This is the first in a three-part series chronicling David Ebner's quest to use science to improve his fitness level before a gruelling backcountry ski trip.
At the three-minute mark, I start to drool. In the name of science, for fitness.
I'm on a treadmill in a small gym in a Vancouver suburb, a heart monitor strapped around my chest and a plastic tube stuffed in my mouth. The minutes march on, sweat percolates, then pours. Running and drooling.
I arrived here by a circuitous route. In late October, somewhere above the United States flying to a cousin's wedding in New Orleans, mulling the highs and lows of five days of bourbon and beer ahead, a soft panic soaked through me. Come the end of December, two short months away, I had a trip booked with friends to explore the wild and wondrous backcountry around a remote hut in the Selkirk Mountains near Rogers Pass in British Columbia. We were to be led by famed, hard-core Swiss guide Ruedi Beglinger, the proprietor of Selkirk Mountain Experience.
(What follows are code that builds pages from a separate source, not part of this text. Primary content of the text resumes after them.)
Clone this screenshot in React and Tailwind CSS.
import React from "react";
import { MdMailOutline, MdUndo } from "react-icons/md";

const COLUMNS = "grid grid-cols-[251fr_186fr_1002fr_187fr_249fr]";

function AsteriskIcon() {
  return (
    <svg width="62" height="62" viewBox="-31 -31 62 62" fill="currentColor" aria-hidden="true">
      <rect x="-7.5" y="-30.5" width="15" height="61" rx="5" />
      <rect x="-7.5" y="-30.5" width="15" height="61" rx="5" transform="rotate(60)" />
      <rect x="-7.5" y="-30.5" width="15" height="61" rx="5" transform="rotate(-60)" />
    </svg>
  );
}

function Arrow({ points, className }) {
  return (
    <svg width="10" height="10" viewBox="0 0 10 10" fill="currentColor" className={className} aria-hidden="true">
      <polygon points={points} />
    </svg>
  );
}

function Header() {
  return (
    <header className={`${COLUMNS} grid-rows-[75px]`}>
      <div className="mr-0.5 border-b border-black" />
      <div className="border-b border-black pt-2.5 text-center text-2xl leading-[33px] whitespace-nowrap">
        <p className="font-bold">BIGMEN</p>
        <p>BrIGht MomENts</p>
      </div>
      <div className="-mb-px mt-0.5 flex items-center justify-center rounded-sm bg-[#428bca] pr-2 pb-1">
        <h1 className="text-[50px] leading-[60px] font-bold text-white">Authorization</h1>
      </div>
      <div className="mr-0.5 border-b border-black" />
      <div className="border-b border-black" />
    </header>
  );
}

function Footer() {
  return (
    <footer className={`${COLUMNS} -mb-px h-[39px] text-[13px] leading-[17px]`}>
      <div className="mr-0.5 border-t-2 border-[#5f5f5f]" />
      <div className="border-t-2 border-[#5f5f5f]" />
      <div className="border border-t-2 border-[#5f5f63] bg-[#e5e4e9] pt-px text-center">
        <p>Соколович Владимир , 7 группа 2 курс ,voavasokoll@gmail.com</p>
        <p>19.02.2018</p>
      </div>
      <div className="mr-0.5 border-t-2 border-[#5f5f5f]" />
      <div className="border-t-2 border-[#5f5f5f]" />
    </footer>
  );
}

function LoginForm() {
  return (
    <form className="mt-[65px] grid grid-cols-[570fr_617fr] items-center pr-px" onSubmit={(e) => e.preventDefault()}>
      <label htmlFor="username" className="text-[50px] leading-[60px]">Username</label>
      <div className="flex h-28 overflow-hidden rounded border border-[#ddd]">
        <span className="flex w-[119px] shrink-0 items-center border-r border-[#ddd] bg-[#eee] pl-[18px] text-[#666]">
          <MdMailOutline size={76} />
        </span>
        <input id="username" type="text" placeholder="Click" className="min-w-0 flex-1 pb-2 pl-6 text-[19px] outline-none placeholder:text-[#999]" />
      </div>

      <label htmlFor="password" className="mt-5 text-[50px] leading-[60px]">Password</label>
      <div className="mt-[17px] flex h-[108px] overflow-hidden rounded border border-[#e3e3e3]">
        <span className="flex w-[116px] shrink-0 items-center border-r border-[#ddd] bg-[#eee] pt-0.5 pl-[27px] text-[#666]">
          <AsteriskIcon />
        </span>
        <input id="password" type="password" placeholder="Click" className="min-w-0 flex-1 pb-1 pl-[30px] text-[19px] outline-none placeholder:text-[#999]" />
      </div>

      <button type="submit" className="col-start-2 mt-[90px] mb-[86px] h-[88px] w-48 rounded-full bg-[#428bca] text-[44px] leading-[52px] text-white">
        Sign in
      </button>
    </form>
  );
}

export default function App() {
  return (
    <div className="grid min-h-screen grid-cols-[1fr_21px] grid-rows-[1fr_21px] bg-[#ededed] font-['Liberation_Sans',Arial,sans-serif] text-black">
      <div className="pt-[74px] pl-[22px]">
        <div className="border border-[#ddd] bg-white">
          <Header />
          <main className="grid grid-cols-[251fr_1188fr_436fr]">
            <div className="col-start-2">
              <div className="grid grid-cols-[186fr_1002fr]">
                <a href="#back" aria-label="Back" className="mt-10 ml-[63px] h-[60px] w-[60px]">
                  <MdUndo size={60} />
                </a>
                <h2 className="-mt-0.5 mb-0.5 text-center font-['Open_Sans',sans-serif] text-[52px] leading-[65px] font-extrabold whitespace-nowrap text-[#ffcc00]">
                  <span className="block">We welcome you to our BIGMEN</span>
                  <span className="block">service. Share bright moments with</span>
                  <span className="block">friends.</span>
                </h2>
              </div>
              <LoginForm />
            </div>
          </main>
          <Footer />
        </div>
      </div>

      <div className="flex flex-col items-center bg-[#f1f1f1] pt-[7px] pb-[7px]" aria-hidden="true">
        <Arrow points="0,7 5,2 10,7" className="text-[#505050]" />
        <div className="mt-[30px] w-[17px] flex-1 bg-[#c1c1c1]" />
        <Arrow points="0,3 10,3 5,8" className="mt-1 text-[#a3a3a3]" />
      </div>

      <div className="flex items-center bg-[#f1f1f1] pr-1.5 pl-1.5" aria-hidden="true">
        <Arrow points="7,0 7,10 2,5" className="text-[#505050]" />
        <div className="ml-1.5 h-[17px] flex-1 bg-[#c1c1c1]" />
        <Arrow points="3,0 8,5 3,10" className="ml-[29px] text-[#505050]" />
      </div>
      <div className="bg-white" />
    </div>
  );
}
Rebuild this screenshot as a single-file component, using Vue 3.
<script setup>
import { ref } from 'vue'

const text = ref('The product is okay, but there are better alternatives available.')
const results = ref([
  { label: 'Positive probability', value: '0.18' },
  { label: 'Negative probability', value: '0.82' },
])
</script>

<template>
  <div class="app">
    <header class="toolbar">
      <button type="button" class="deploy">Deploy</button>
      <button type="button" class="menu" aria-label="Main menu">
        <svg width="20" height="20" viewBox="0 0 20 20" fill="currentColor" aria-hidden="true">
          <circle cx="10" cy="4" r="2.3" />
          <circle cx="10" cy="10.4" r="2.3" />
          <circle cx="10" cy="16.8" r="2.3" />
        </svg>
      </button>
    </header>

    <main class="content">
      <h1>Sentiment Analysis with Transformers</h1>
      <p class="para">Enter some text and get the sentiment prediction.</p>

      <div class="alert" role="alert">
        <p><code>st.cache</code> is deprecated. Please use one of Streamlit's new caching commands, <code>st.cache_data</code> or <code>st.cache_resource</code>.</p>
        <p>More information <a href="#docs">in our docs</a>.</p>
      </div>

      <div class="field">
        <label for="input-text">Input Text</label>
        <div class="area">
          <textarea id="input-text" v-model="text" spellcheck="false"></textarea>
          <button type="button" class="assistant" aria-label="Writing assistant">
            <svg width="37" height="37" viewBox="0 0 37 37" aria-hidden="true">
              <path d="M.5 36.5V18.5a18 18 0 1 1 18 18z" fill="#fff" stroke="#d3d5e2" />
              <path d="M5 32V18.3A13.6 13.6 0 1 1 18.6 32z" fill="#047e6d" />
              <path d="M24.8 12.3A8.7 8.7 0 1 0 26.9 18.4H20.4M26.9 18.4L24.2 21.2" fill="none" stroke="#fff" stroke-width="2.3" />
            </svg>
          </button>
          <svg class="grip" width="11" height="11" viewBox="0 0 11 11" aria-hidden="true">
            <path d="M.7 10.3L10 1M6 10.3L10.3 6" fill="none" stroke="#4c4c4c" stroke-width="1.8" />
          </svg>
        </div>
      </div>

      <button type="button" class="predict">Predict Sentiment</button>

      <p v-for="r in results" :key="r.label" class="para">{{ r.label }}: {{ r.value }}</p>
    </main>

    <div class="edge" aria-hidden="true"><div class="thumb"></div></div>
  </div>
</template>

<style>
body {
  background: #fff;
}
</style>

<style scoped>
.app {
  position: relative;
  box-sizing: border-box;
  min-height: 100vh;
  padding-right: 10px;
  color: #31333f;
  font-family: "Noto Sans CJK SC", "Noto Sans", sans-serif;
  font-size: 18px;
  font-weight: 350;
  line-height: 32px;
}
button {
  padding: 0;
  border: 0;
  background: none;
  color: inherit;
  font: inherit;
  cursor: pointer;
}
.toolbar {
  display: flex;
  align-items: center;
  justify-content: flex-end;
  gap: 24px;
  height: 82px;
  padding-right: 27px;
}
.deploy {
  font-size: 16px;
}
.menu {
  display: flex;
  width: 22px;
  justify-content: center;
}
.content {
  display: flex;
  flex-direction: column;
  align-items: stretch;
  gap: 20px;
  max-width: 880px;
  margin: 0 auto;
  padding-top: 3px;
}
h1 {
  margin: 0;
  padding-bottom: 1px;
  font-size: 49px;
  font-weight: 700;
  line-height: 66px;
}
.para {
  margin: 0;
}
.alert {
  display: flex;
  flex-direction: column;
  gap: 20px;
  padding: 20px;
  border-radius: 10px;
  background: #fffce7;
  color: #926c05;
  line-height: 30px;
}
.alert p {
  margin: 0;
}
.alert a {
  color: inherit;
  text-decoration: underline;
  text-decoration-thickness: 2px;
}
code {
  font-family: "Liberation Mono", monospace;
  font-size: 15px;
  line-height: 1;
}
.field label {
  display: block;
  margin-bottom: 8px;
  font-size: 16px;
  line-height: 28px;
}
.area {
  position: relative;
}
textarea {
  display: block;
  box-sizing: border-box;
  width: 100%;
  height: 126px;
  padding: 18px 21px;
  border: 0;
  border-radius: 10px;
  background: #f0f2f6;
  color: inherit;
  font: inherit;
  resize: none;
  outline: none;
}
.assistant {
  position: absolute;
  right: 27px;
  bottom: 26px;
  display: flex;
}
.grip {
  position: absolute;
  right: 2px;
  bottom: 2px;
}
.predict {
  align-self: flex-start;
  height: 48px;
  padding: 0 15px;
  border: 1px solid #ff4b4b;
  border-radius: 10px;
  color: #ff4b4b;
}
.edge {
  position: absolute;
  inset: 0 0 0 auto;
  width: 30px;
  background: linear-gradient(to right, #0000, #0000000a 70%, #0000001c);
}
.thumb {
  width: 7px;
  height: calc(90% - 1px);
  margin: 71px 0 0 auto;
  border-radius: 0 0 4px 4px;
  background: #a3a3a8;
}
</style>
The backcountry is not new to me and I don't find long, self-propelled ascents especially daunting. But Mr. Beglinger's a different type of guide. The joking nickname for his operation is Selkirk Military Experience. A minimum of 1,700 vertical metres are climbed each day, more than the top-to-bottom of towering Whistler Mountain, and over the course of six days, the total will well exceed the elevation of Mount Everest.
The reward: A gorgeous bounty of fresh snow to be devoured by a small group. No time for languid days, which is precisely why we signed up.
I wasn't ready. Fit, kind of, would be a gracious assessment.
And I was going to be less ready after New Orleans.
So here I am, on a treadmill, drooling. Every three minutes, physiologist Paul Hatano of Peak Centre for Human Performance pokes my middle-right finger with a diabetic lancet and draws blood into a tiny, thin vial. And then he jacks the treadmill's pace higher – pushing to my maximum – to find out how to get me fitter, faster.
Between the blood analysis and the assessment of how well the body pumps oxygen to my muscles to power and sustain movement, Peak Centre and others, such as the Endurance Lab in Toronto and Peak Power in Calgary, take the guesswork out of fitness.
Forget about the archaic maximum heart rate calculation of 220 minus your age to determine at what intensity to work out. Peak Centre uses my data to precisely discern several important metrics and plan the most efficient way to train, a science-based fitness regimen that a decade ago was the exclusive arena of elite athletes.
The main mistake? Most people train too hard, Mr. Hatano says. People lust for the burn in the muscles, when it feels like something's being accomplished.

David Ebner has less than two months to prepare for his Selkirk Mountain Experience backcountry ski trip.
Peak Centre, after calculating your VO{-2} max, lactate threshold and aerobic threshold (let me explain in a minute), designs a custom program that hits exact marks on a five-zone scale, zones that train specific attributes, from endurance to bursts of short-term power.
And get this: Mr. Hatano says the secret for endurance – which is my focus – is all about “training slower to get faster.”
“It's weird at first,” he says. “But if you train in the wrong zone, like most people do, you're just plateauing – not improving.”
The first figure calculated is VO{-2} max, the amount of oxygen your body delivers to your muscles when you're going flat out. It's measured in millilitres per kilogram of body weight per minute. The number is useful, mostly as a reference point. Higher is better but not necessarily a game-winner. Mine turned out (embarrassment averted) to be 58.1 – a good chunk above the average for a man my age, 33.
More important are the thresholds, aerobic and lactate, where I have ample room for personal betterment. For long, multihour ascents in the Selkirks, the key is aerobic threshold, the pace a body can maintain for two-hours-plus. My threshold is at 72 per cent of my VO{-2} max – the equivalent of a (not speedy) 57:40 time in a 10-kilometre run. Train at this level, and not more, and I'm told I'll get closer to a much-stronger range of 80-85 per cent.